Ich möchte, dass er mich ansieht und mich mit seinem hellen Stimmchen begrüßt.
Aber er bewegt sich nicht, er wirkt, als sei er in einen schweren Schlaf versunken. Von seinen Armen hängen dünne Schläuche herunter. Fühlt er Schmerzen? Er hat Spritzen immer gehasst.
»Sobald es dir wieder gut geht, nehme ich dich ins Kino mit. Du hattest recht, der Trickfilm mit der kurzsichtigen Fledermaus ist toll. Du musst bald gesund werden, denn er wird nur noch wenige Tage im Kino laufen, sonst müssen wir warten, bis die DVD herauskommt.«
Ich warte, dass er mir antwortet, aber … keine Reaktion. Ich streichele seine Hand und beginne zu singen:
Kleine freche Sonne, scheine und trockne meinen Schmerz.
Das Lied, das ich immer für ihn gesungen habe, als er noch kleiner war und sich vor dem Einschlafen fürchtete.
Ich werd auch wieder glücklich lächeln, komm nur aus den Wolken, dann wein ich auch nicht mehr.
Das Lied, das er für mich gesungen hat, als es mir schlecht ging.
Kleine freche Sonne, lächle und wärme mir das Herz.
Ich dachte, ich hätte schon all meine Tränen verbraucht. Aber jetzt rollen sie wieder herunter und brennen heiß auf meiner Haut.
»Du bist doch schon ein großer Junge. Du kümmerst dich um mich, nicht umgekehrt … Wenn ich in meinem Zimmer verschwunden bin, um zu weinen, bist du immer unter einem Vorwand gekommen, um mich wieder aufzubauen. Und das könnte ich jetzt wirklich brauchen, weißt du? Bitte, wach auf. Lass mich nicht allein.«
Ich fühle mich so nutzlos. Trotz aller Liebe, die ich für ihn empfinde, kann ich nichts tun. Außer Warten und Beten.
Ich würde alles dafür geben, an seiner Stelle zu sein … Eigentlich müsste ich an diese Schläuche angeschlossen in dem Krankenhausbett liegen. Ich bin schuld, dass er hier liegt!
Meine Achtlosigkeit ist schuld.
Mein Egoismus ist schuld.
All die Male, die ich nur an mich selbst und meine eigenen Probleme gedacht habe, sind schuld.
Er wollte mich überraschen. Mir zeigen, dass er fähig ist, seine Ängste zu besiegen.

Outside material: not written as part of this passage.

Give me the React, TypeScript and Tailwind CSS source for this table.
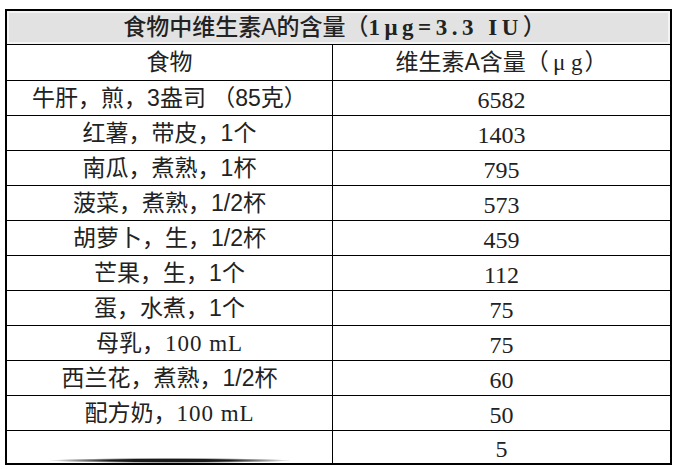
import React from "react";

const rows: { food: React.ReactNode; amount: string }[] = [
  { food: <>牛肝，煎，3盎司 （85克）</>, amount: "6582" },
  { food: <>红薯，带皮，1个</>, amount: "1403" },
  { food: <>南瓜，煮熟，1杯</>, amount: "795" },
  { food: <>菠菜，煮熟，1/2杯</>, amount: "573" },
  { food: <>胡萝卜，生，1/2杯</>, amount: "459" },
  { food: <>芒果，生，1个</>, amount: "112" },
  { food: <>蛋，水煮，1个</>, amount: "75" },
  {
    food: (
      <>
        母乳，<span className="font-['Liberation_Serif','Noto_Sans_CJK_SC',serif] tracking-[1px]">100 mL</span>
      </>
    ),
    amount: "75",
  },
  { food: <>西兰花，煮熟，1/2杯</>, amount: "60" },
  {
    food: (
      <>
        配方奶，<span className="font-['Liberation_Serif','Noto_Sans_CJK_SC',serif] tracking-[1px]">100 mL</span>
      </>
    ),
    amount: "50",
  },
];

export default function App() {
  return (
    <div className="w-[678px] h-[469px] bg-white pt-[9px] pl-[5px] overflow-hidden">
      <div className="w-[667px] border-2 border-black flex flex-col text-[#222] font-['Liberation_Sans','Noto_Sans_CJK_SC',sans-serif]">
        <div className="h-[34px] border-b border-black bg-[#e2e2e2] shadow-[inset_0_0_0_2px_#f3f3f3] flex items-center justify-center text-[23px] font-medium leading-none pr-[8px]">
          <span>食物中维生素A的含量（</span>
          <span className="font-['Liberation_Serif',serif] font-bold tracking-[4.5px]">1μg=3.3 IU</span>
          <span>）</span>
        </div>
        <div className="h-[36px] border-b border-black flex text-[23px] leading-none">
          <div className="w-[326px] border-r border-black flex items-center justify-center">食物</div>
          <div className="flex-1 flex items-center justify-center">
            维生素A含量（<span className="font-['Liberation_Serif',serif] ml-[4px] mr-[2px]">μ g</span>）
          </div>
        </div>
        {rows.map((r, i) => (
          <div key={i} className="h-[35px] border-b border-black flex text-[23px] leading-none">
            <div className="w-[326px] border-r border-black flex items-center justify-center">{r.food}</div>
            <div className="flex-1 flex items-center justify-center font-['Liberation_Serif',serif] text-[24px] pt-[3px]">
              {r.amount}
            </div>
          </div>
        ))}
        <div className="h-[32px] flex text-[23px] leading-none">
          <div className="w-[326px] border-r border-black flex flex-col items-center justify-end">
            <div className="w-[240px] h-[5px] bg-[radial-gradient(ellipse_at_center,#1a1a1a_35%,rgba(0,0,0,0)_72%)]" />
          </div>
          <div className="flex-1 flex items-center justify-center font-['Liberation_Serif',serif] text-[24px] pt-[3px]">5</div>
        </div>
      </div>
    </div>
  );
}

Letztes Weihnachten haben wir ihm ein neues, leuchtend rotes Fahrrad geschenkt. Er hat es zärtlich berührt, hat es poliert, aber dann hat er nie den Mut gefunden, ohne Stützräder zu fahren. Wie oft habe ich ihn deswegen aufgezogen!
Dabei bin ich diejenige, die nicht genug Mut hat. Ich bin sogar unfähig, meine Gefühle zu leben. Ich habe alle enttäuscht …
»Scarlett, ich bin da.« Die Stimme meiner Mutter hinter mir. »Geh bitte nach Hause. Du musst dich dringend ein wenig ausruhen. Um vier kommt Papa, um mich abzulösen, und er wird dann die ganze Nacht bleiben.«
»Nein, ich rühre mich hier nicht weg.«
»Es hilft niemandem, wenn du so stur bist. So wirst du noch krank. Außerdem hast du das Brötchen, das ich dir dagelassen habe, nicht einmal angerührt.«
»Ich habe keinen Hunger. Ich muss hierbleiben. Falls er aufwacht …«
»Falls er aufwachen sollte, rufe ich dich sofort an. Und ich werde ihm sagen, dass du ihn in der ganzen Zeit keinen Augenblick allein gelassen hast.«
»Aber wenn ich nach Hause gehe, ist es noch schlimmer, begreifst du das nicht? Gestern Nacht war es die Hölle, von ihm getrennt zu sein. Ich bin wohl tausend Mal aufgestanden, um in sein Zimmer zu gehen, in der Hoffnung, dass ich ihn in seinem Bett finde, seinen Atem höre. Und dann ist mir eingefallen, dass er hier ist, und ich bin in Tränen ausgebrochen.«
Mama streichelt mich. Wie lange haben wir uns nicht mehr wirklich berührt!
»Ich weiß, es ist schwer. Ich verdanke es nur den Tropfen, die mir der Arzt gegeben hat, wenn ich zwischendurch ein paar Stunden schlafen kann. Wir müssen jetzt stark sein. Für Marco. Denk daran, wir sind eine Familie.«
Ich verberge mein Gesicht in ihrem Schoß und umarme sie heftig. »Ich wünschte, das Ganze wäre nur ein böser Traum«, flüstere ich.
»Geh und iss etwas, tu es für deine ewig nervende Mutter.«
Ich muss lächeln. »Okay, aber in der Bar hier unten.«
»Kannst du bitte Oma anrufen? Heute Morgen war ich etwas grob zu ihr. Es ist nur, wenn ich über Marco rede …«
»Das übernehme ich.« Ich werfe noch einmal einen Blick auf unser kleines schlafendes Dornröschen. Dann beuge ich mich hinunter und küsse ihn auf die verbundene Stirn. In einem Märchen wäre er bei meiner Berührung aufgewacht.